One of her other innovations is the “sexiest shipping container” ever, an 18-window box office made up of three shipping containers that finally gave the on-site ticketing operation a functional home. Another formalization of what was previously a chaotic will-call program, the Playa box office became her “super geeked-out” pet project. “I got to go down the rabbit hole of queueing theory,” she said, noting that because the box office is in the brutally hot desert — and the opening time changed from midnight to noon in 2014 — she had to devise a clever way to make sure people didn’t pass out from heat exposure while waiting in line.

That involved medical teams handing out umbrellas and water, but also a clever method of measuring the efficiency of the queue that involved handing out time-stamped laminates that allowed her team —150 mostly volunteers — to measure the number of people passing through the system and plan accordingly.

“I’m most proud of being able to support the Burning Man organization in its growth and business needs while simultaneously nurturing the community,” said Throne of the event, which housed 80,000 attendees in 2018. “That and my box office teams kicks ass!”

Correction: An earlier version of this story incorrectly said when Throne began working in ticketing at Burning Man.
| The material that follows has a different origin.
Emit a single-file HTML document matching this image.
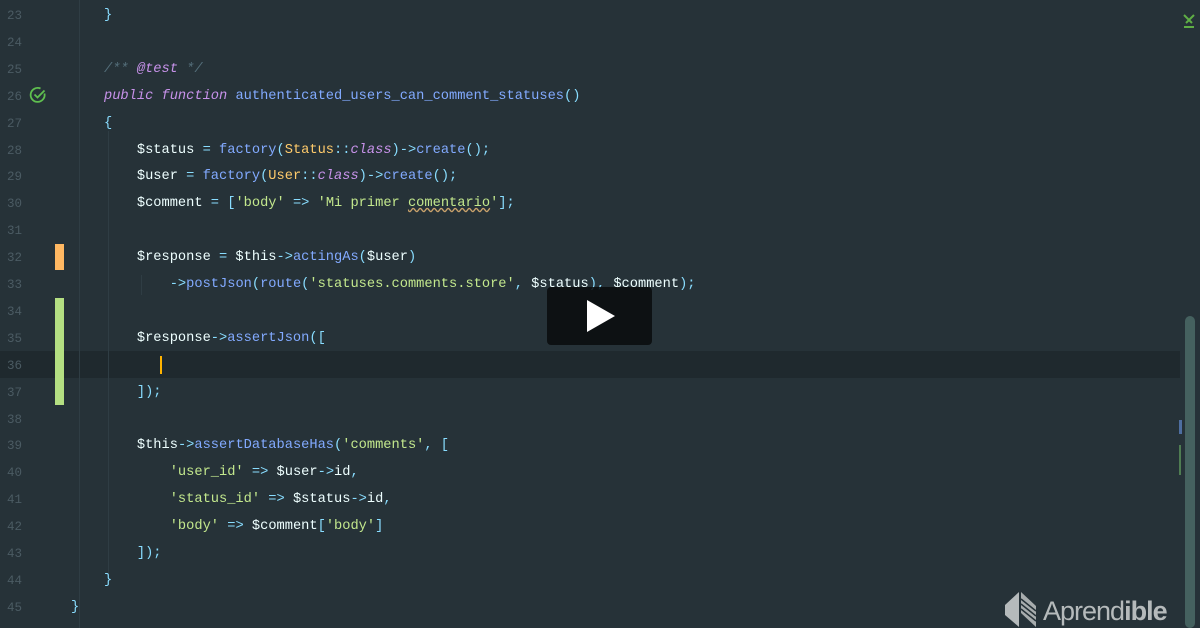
<!DOCTYPE html>
<html style="overflow:hidden;height:628px"><head><meta charset="utf-8"><style>
body{margin:0;width:1200px;height:628px;background:#263238;overflow:hidden;position:relative;font-family:"Liberation Mono",monospace;font-size:13.7px;}
.l{position:absolute;left:0;height:26.9px;line-height:26.9px;white-space:pre;width:1180px}
.n{position:absolute;left:0;width:22px;text-align:right;color:#4b5b63;font-size:12.5px}
.c{position:absolute;left:104px;color:#eeffff}
.k{color:#c792ea;font-style:italic}.f{color:#82aaff}.s{color:#c3e88d}.y{color:#ffcb6b}.o{color:#89ddff}.cm{color:#546e7a;font-style:italic}.v{color:#eeffff}
.guide{position:absolute;width:1px;background:#2f3d44}
#w{position:absolute;left:0;top:3px;width:1200px;height:620px;overflow:hidden}
</style></head><body>
<div style="position:absolute;left:0;top:351px;width:1180px;height:27px;background:#1f292e"></div>
<div class="guide" style="left:79px;top:0;height:628px"></div>
<div class="guide" style="left:108px;top:131px;height:444px"></div>
<div class="guide" style="left:141px;top:275px;height:20px"></div>
<div style="position:absolute;left:55px;top:244px;width:9px;height:26px;background:#ffb862"></div>
<div style="position:absolute;left:55px;top:298px;width:9px;height:107px;background:#b4df82"></div>
<div style="position:absolute;left:160px;top:356px;width:2px;height:18px;background:#ffb300"></div>
<svg style="position:absolute;left:29px;top:86px" width="18" height="18" viewBox="0 0 18 18"><path d="M15.5 7.5A7 7 0 1 1 11.5 2.5" fill="none" stroke="#5fbf4f" stroke-width="1.8"/><path d="M5.5 8.5l3 3 7-7" fill="none" stroke="#5fbf4f" stroke-width="1.8"/></svg>
<svg style="position:absolute;left:1183px;top:14px" width="14" height="14" viewBox="0 0 14 14"><path d="M1 1l5 5 5-5M3 9l3-3 3 3M1 13h10" fill="none" stroke="#5fae45" stroke-width="2"/></svg>
<div style="position:absolute;left:1185px;top:316px;width:10px;height:312px;border-radius:5px;background:#45615f"></div>
<div style="position:absolute;left:1179px;top:420px;width:3px;height:14px;background:#4e6ea0"></div>
<div style="position:absolute;left:1179px;top:445px;width:2px;height:30px;background:#4f7c52"></div>
<div id="w">
<div class="l" style="top:0"><span class="n">23</span><span class="c"><span class="o">}</span></span></div>
<div class="l" style="top:26.9px"><span class="n">24</span></div>
<div class="l" style="top:53.8px"><span class="n">25</span><span class="c"><span class="cm">/** </span><span class="k">@test</span><span class="cm"> */</span></span></div>
<div class="l" style="top:80.7px"><span class="n">26</span><span class="c"><span class="k">public function</span> <span class="f">authenticated_users_can_comment_statuses</span><span class="o">()</span></span></div>
<div class="l" style="top:107.6px"><span class="n">27</span><span class="c"><span class="o">{</span></span></div>
<div class="l" style="top:134.5px"><span class="n">28</span><span class="c">    $status <span class="o">=</span> <span class="f">factory</span><span class="o">(</span><span class="y">Status</span><span class="o">::</span><span class="k">class</span><span class="o">)-&gt;</span><span class="f">create</span><span class="o">();</span></span></div>
<div class="l" style="top:161.4px"><span class="n">29</span><span class="c">    $user <span class="o">=</span> <span class="f">factory</span><span class="o">(</span><span class="y">User</span><span class="o">::</span><span class="k">class</span><span class="o">)-&gt;</span><span class="f">create</span><span class="o">();</span></span></div>
<div class="l" style="top:188.3px"><span class="n">30</span><span class="c">    $comment <span class="o">= [</span><span class="s">'body'</span> <span class="o">=&gt;</span> <span class="s">'Mi primer <span style="text-decoration:underline wavy #c9a26b">comentario</span>'</span><span class="o">];</span></span></div>
<div class="l" style="top:215.2px"><span class="n">31</span></div>
<div class="l" style="top:242.1px"><span class="n">32</span><span class="c">    $response <span class="o">=</span> $this<span class="o">-&gt;</span><span class="f">actingAs</span><span class="o">(</span>$user<span class="o">)</span></span></div>
<div class="l" style="top:269px"><span class="n">33</span><span class="c">        <span class="o">-&gt;</span><span class="f">postJson</span><span class="o">(</span><span class="f">route</span><span class="o">(</span><span class="s">'statuses.comments.store'</span><span class="o">,</span> $status<span class="o">),</span> $comment<span class="o">);</span></span></div>
<div class="l" style="top:295.9px"><span class="n">34</span></div>
<div class="l" style="top:322.8px"><span class="n">35</span><span class="c">    $response<span class="o">-&gt;</span><span class="f">assertJson</span><span class="o">([</span></span></div>
<div class="l" style="top:349.7px"><span class="n">36</span></div>
<div class="l" style="top:376.6px"><span class="n">37</span><span class="c">    <span class="o">]);</span></span></div>
<div class="l" style="top:403.5px"><span class="n">38</span></div>
<div class="l" style="top:430.4px"><span class="n">39</span><span class="c">    $this<span class="o">-&gt;</span><span class="f">assertDatabaseHas</span><span class="o">(</span><span class="s">'comments'</span><span class="o">, [</span></span></div>
<div class="l" style="top:457.3px"><span class="n">40</span><span class="c">        <span class="s">'user_id'</span> <span class="o">=&gt;</span> $user<span class="o">-&gt;</span>id<span class="o">,</span></span></div>
<div class="l" style="top:484.2px"><span class="n">41</span><span class="c">        <span class="s">'status_id'</span> <span class="o">=&gt;</span> $status<span class="o">-&gt;</span>id<span class="o">,</span></span></div>
<div class="l" style="top:511.1px"><span class="n">42</span><span class="c">        <span class="s">'body'</span> <span class="o">=&gt;</span> $comment<span class="o">[</span><span class="s">'body'</span><span class="o">]</span></span></div>
<div class="l" style="top:538px"><span class="n">43</span><span class="c">    <span class="o">]);</span></span></div>
<div class="l" style="top:564.9px"><span class="n">44</span><span class="c"><span class="o">}</span></span></div>
<div class="l" style="top:591.8px"><span class="n">45</span><span class="c" style="left:71px"><span class="o">}</span></span></div>
</div>
<div style="position:absolute;left:547px;top:287px;width:105px;height:58px;border-radius:4px;background:rgba(10,12,14,0.88)"></div>
<svg style="position:absolute;left:585px;top:298px" width="32" height="36" viewBox="0 0 32 36"><path d="M2 2L30 18 2 34Z" fill="#fff"/></svg>

<svg style="position:absolute;left:1005px;top:591px" width="32" height="36" viewBox="0 0 32 36"><path d="M0 14L14 1V36L0 24Z" fill="#b5babb"/><path d="M16 1L31 15V36L16 22Z" fill="#a7acad"/><path d="M16 8L31 20M16 13L31 25M16 18L31 30" stroke="#263238" stroke-width="1.5"/></svg>
<div style="position:absolute;left:1043px;top:594px;font-family:'Liberation Sans',sans-serif;font-size:27px;color:#b5babb;letter-spacing:-1px;line-height:34px;height:34px;overflow:hidden"><span style="font-weight:300">Aprend</span><b>ible</b></div>
</body></html>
She moved there after volunteering her first year on a different team.


Rebecca Throne

Ticketing department manager and box office operations manager
Burning Man

College: University of California at Santa Cruz (go, Banana Slugs!). Art history major.
First job ever: Copy shop.
First ticketing job: Managing walk-in ticket outlets for Burning Man.
Mentor: Dana Harrison. She built the foundation of all of Burning Man’s business infrastructure. She taught me that sound business practices don’t have to be at odds with compassion and integrity.
Thing you love to do at work: A tie between changing people’s lives for the better and wearing pajamas and red lipstick on sale days.
Pet peeve at work: People not being kind. We’re all busy, we all have needs, we’re all working on important things, but that doesn’t mean you can treat people poorly.
What’s the next event that you have tickets to? I actually don’t have any! Two I’ve got my eye on: the College Football Playoff Championship Game (if the Oklahoma Sooners make it), and the Solid Sound Festival, because I love Wilco.